### Written problem
Exactly as written, quote every line that follows, skipping the images.

-- Available data start --

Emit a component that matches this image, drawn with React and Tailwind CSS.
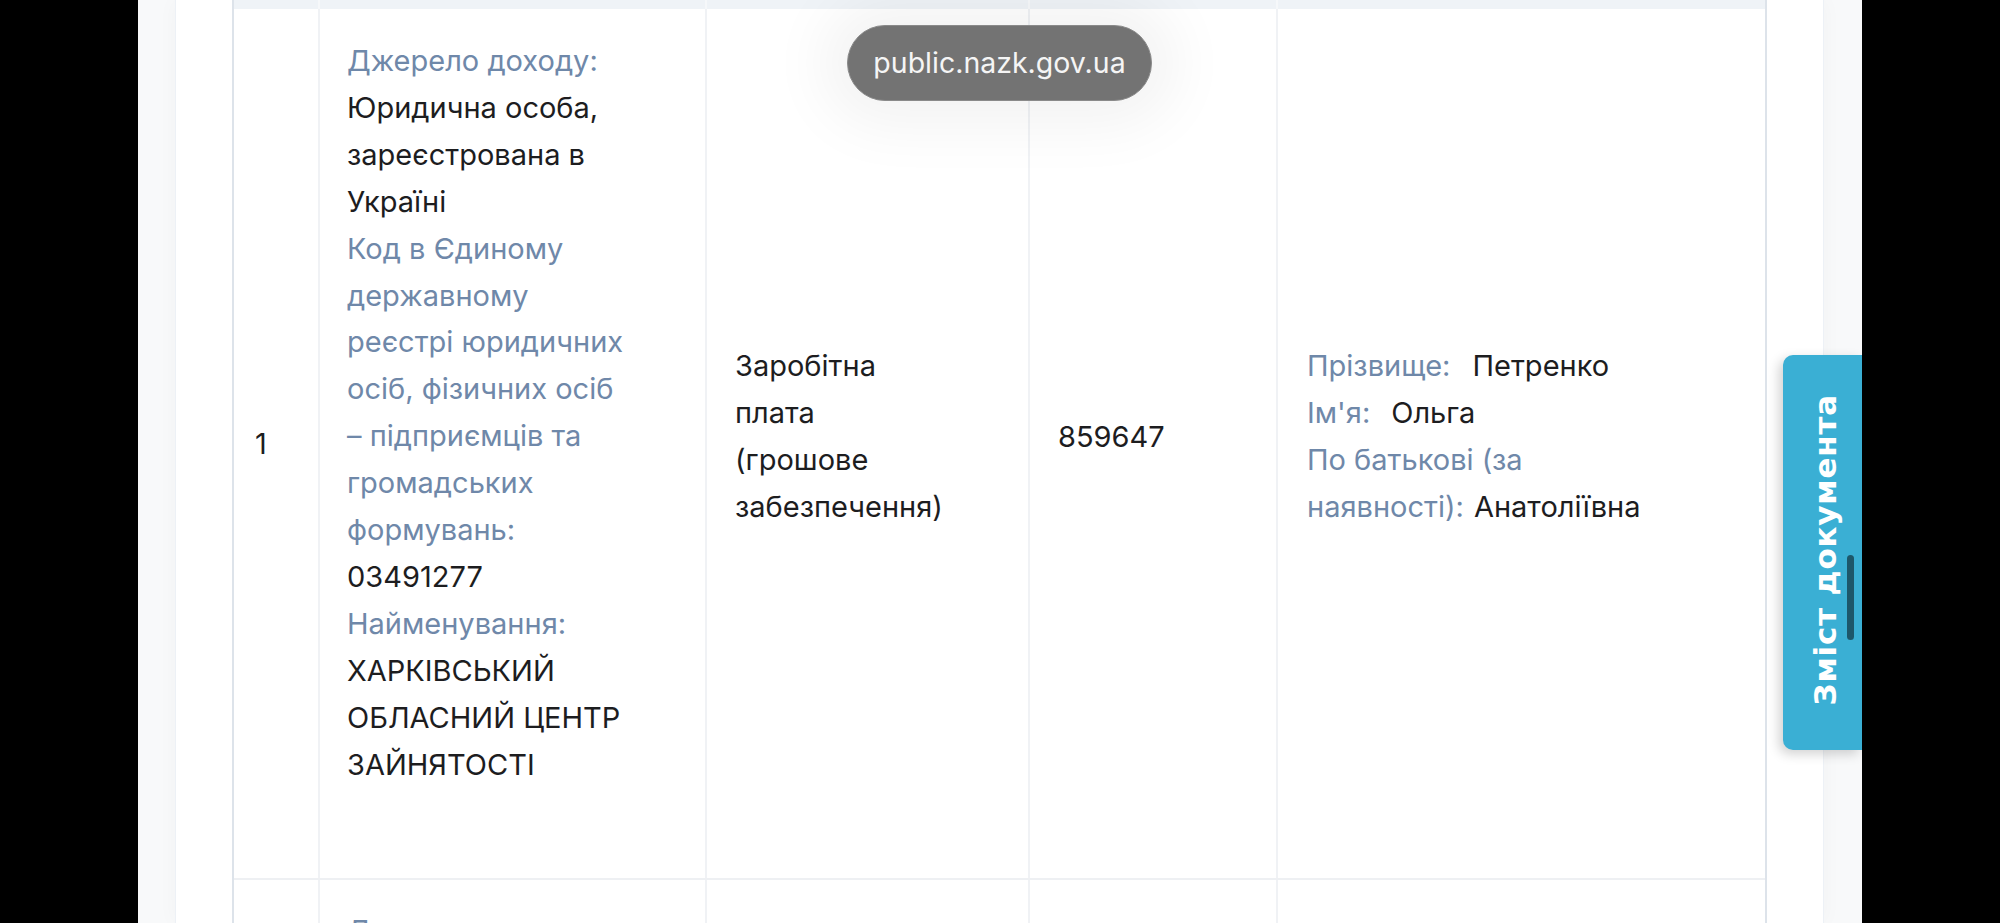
export default function App() {
  const L = "text-[#6f88a9]";
  const V = "text-[#1d1d1f]";
  const col2Lines = [
    ["Джерело доходу:", L],
    ["Юридична особа,", V],
    ["зареєстрована в", V],
    ["Україні", V],
    ["Код в Єдиному", L],
    ["державному", L],
    ["реєстрі юридичних", L],
    ["осіб, фізичних осіб", L],
    ["– підприємців та", L],
    ["громадських", L],
    ["формувань:", L],
    ["03491277", V],
    ["Найменування:", L],
    ["ХАРКІВСЬКИЙ", V],
    ["ОБЛАСНИЙ ЦЕНТР", V],
    ["ЗАЙНЯТОСТІ", V],
  ];
  return (
    <div className="relative w-[2000px] h-[923px] overflow-hidden bg-black flex font-['Inter',sans-serif] text-[29px] leading-[46.9px]">
      <div className="w-[138px] shrink-0 bg-black" />
      <div className="w-[1724px] shrink-0 h-full bg-[#f8f9fa] px-[37px] flex">
        <div className="w-[1649px] h-full bg-white border-x border-[#edf1f6] px-[56px] shadow-[0_0_20px_rgba(0,0,0,0.03)]">
          <div className="w-[1535px] h-full border-x-2 border-[#dde3ea] flex flex-col">
            {/* header strip */}
            <div className="h-[9px] shrink-0 flex bg-[#eff3f7]">
              <div className="w-[86px] border-r-2 border-[#f6f8fa]" />
              <div className="w-[387px] border-r-2 border-[#f6f8fa]" />
              <div className="w-[323px] border-r-2 border-[#f6f8fa]" />
              <div className="w-[248px] border-r-2 border-[#f6f8fa]" />
              <div className="flex-1" />
            </div>
            {/* row 1 */}
            <div className="h-[871px] shrink-0 flex border-b-2 border-[#eef0f3]">
              <div className="w-[86px] border-r-2 border-[#f0f2f5] pl-[21px] pt-[2px] flex items-center">
                <span className={V}>1</span>
              </div>
              <div className="w-[387px] border-r-2 border-[#f0f2f5] pl-[27px] pt-[29px]">
                {col2Lines.map(([t, c], i) => (
                  <div key={i} className={`whitespace-nowrap ${c}`}>{t}</div>
                ))}
              </div>
              <div className="w-[323px] border-r-2 border-[#f0f2f5] pl-[28px] pb-[13px] flex flex-col justify-center">
                <div className={`whitespace-nowrap ${V}`}>Заробітна</div>
                <div className={`whitespace-nowrap ${V}`}>плата</div>
                <div className={`whitespace-nowrap ${V}`}>(грошове</div>
                <div className={`whitespace-nowrap ${V}`}>забезпечення)</div>
              </div>
              <div className="w-[248px] border-r-2 border-[#f0f2f5] pl-[28px] pb-[12px] flex items-center">
                <span className={V}>859647</span>
              </div>
              <div className="flex-1 pl-[29px] pb-[13px] flex flex-col justify-center">
                <div className="whitespace-nowrap">
                  <span className={L}>Прізвище:</span>
                  <span className={`${V} ml-[22px]`}>Петренко</span>
                </div>
                <div className="whitespace-nowrap">
                  <span className={L}>Ім'я:</span>
                  <span className={`${V} ml-[21px]`}>Ольга</span>
                </div>
                <div className={`whitespace-nowrap ${L}`}>По батькові (за</div>
                <div className="whitespace-nowrap">
                  <span className={L}>наявності):</span>
                  <span className={`${V} ml-[10px]`}>Анатоліївна</span>
                </div>
              </div>
            </div>
            {/* row 2 */}
            <div className="flex-1 flex">
              <div className="w-[86px] border-r-2 border-[#f0f2f5]" />
              <div className="w-[387px] border-r-2 border-[#f0f2f5] pl-[27px] pt-[28px]">
                <div className={`whitespace-nowrap ${L}`}>Джерело доходу:</div>
              </div>
              <div className="w-[323px] border-r-2 border-[#f0f2f5]" />
              <div className="w-[248px] border-r-2 border-[#f0f2f5]" />
              <div className="flex-1" />
            </div>
          </div>
        </div>
      </div>
      <div className="flex-1 bg-black" />

      {/* Safari URL pill */}
      <div className="absolute left-[847px] top-[25px] w-[305px] h-[76px] rounded-full bg-[#6c6c6c]/95 border border-[#8a8a8a] shadow-[0_0_60px_25px_rgba(0,0,0,0.05)] flex items-center justify-center">
        <span className="text-[#f5f5f5] text-[28.5px] leading-none font-['Inter',sans-serif] pt-[1px]">public.nazk.gov.ua</span>
      </div>

      {/* side tab */}
      <div className="absolute left-[1783px] top-[355px] w-[79px] h-[395px] rounded-l-[10px] bg-[#3aafd4] shadow-[-4px_4px_12px_rgba(0,0,0,0.18)] flex items-center justify-center pb-[6px] pl-[6px]">
        <span className="[writing-mode:vertical-rl] rotate-180 text-white font-bold text-[31px] tracking-[0.8px] leading-none whitespace-nowrap font-['DejaVu_Sans',sans-serif]">
          Зміст документа
        </span>
      </div>
      {/* scroll indicator */}
      <div className="absolute left-[1847px] top-[555px] w-[7px] h-[85px] rounded-full bg-black/50" />
    </div>
  );
}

-- Available data end --

### Solution for this task
Emit a component that matches this image, drawn with React and Tailwind CSS.
export default function App() {
  const L = "text-[#6f88a9]";
  const V = "text-[#1d1d1f]";
  const col2Lines = [
    ["Джерело доходу:", L],
    ["Юридична особа,", V],
    ["зареєстрована в", V],
    ["Україні", V],
    ["Код в Єдиному", L],
    ["державному", L],
    ["реєстрі юридичних", L],
    ["осіб, фізичних осіб", L],
    ["– підприємців та", L],
    ["громадських", L],
    ["формувань:", L],
    ["03491277", V],
    ["Найменування:", L],
    ["ХАРКІВСЬКИЙ", V],
    ["ОБЛАСНИЙ ЦЕНТР", V],
    ["ЗАЙНЯТОСТІ", V],
  ];
  return (
    <div className="relative w-[2000px] h-[923px] overflow-hidden bg-black flex font-['Inter',sans-serif] text-[29px] leading-[46.9px]">
      <div className="w-[138px] shrink-0 bg-black" />
      <div className="w-[1724px] shrink-0 h-full bg-[#f8f9fa] px-[37px] flex">
        <div className="w-[1649px] h-full bg-white border-x border-[#edf1f6] px-[56px] shadow-[0_0_20px_rgba(0,0,0,0.03)]">
          <div className="w-[1535px] h-full border-x-2 border-[#dde3ea] flex flex-col">
            {/* header strip */}
            <div className="h-[9px] shrink-0 flex bg-[#eff3f7]">
              <div className="w-[86px] border-r-2 border-[#f6f8fa]" />
              <div className="w-[387px] border-r-2 border-[#f6f8fa]" />
              <div className="w-[323px] border-r-2 border-[#f6f8fa]" />
              <div className="w-[248px] border-r-2 border-[#f6f8fa]" />
              <div className="flex-1" />
            </div>
            {/* row 1 */}
            <div className="h-[871px] shrink-0 flex border-b-2 border-[#eef0f3]">
              <div className="w-[86px] border-r-2 border-[#f0f2f5] pl-[21px] pt-[2px] flex items-center">
                <span className={V}>1</span>
              </div>
              <div className="w-[387px] border-r-2 border-[#f0f2f5] pl-[27px] pt-[29px]">
                {col2Lines.map(([t, c], i) => (
                  <div key={i} className={`whitespace-nowrap ${c}`}>{t}</div>
                ))}
              </div>
              <div className="w-[323px] border-r-2 border-[#f0f2f5] pl-[28px] pb-[13px] flex flex-col justify-center">
                <div className={`whitespace-nowrap ${V}`}>Заробітна</div>
                <div className={`whitespace-nowrap ${V}`}>плата</div>
                <div className={`whitespace-nowrap ${V}`}>(грошове</div>
                <div className={`whitespace-nowrap ${V}`}>забезпечення)</div>
              </div>
              <div className="w-[248px] border-r-2 border-[#f0f2f5] pl-[28px] pb-[12px] flex items-center">
                <span className={V}>859647</span>
              </div>
              <div className="flex-1 pl-[29px] pb-[13px] flex flex-col justify-center">
                <div className="whitespace-nowrap">
                  <span className={L}>Прізвище:</span>
                  <span className={`${V} ml-[22px]`}>Петренко</span>
                </div>
                <div className="whitespace-nowrap">
                  <span className={L}>Ім'я:</span>
                  <span className={`${V} ml-[21px]`}>Ольга</span>
                </div>
                <div className={`whitespace-nowrap ${L}`}>По батькові (за</div>
                <div className="whitespace-nowrap">
                  <span className={L}>наявності):</span>
                  <span className={`${V} ml-[10px]`}>Анатоліївна</span>
                </div>
              </div>
            </div>
            {/* row 2 */}
            <div className="flex-1 flex">
              <div className="w-[86px] border-r-2 border-[#f0f2f5]" />
              <div className="w-[387px] border-r-2 border-[#f0f2f5] pl-[27px] pt-[28px]">
                <div className={`whitespace-nowrap ${L}`}>Джерело доходу:</div>
              </div>
              <div className="w-[323px] border-r-2 border-[#f0f2f5]" />
              <div className="w-[248px] border-r-2 border-[#f0f2f5]" />
              <div className="flex-1" />
            </div>
          </div>
        </div>
      </div>
      <div className="flex-1 bg-black" />

      {/* Safari URL pill */}
      <div className="absolute left-[847px] top-[25px] w-[305px] h-[76px] rounded-full bg-[#6c6c6c]/95 border border-[#8a8a8a] shadow-[0_0_60px_25px_rgba(0,0,0,0.05)] flex items-center justify-center">
        <span className="text-[#f5f5f5] text-[28.5px] leading-none font-['Inter',sans-serif] pt-[1px]">public.nazk.gov.ua</span>
      </div>

      {/* side tab */}
      <div className="absolute left-[1783px] top-[355px] w-[79px] h-[395px] rounded-l-[10px] bg-[#3aafd4] shadow-[-4px_4px_12px_rgba(0,0,0,0.18)] flex items-center justify-center pb-[6px] pl-[6px]">
        <span className="[writing-mode:vertical-rl] rotate-180 text-white font-bold text-[31px] tracking-[0.8px] leading-none whitespace-nowrap font-['DejaVu_Sans',sans-serif]">
          Зміст документа
        </span>
      </div>
      {/* scroll indicator */}
      <div className="absolute left-[1847px] top-[555px] w-[7px] h-[85px] rounded-full bg-black/50" />
    </div>
  );
}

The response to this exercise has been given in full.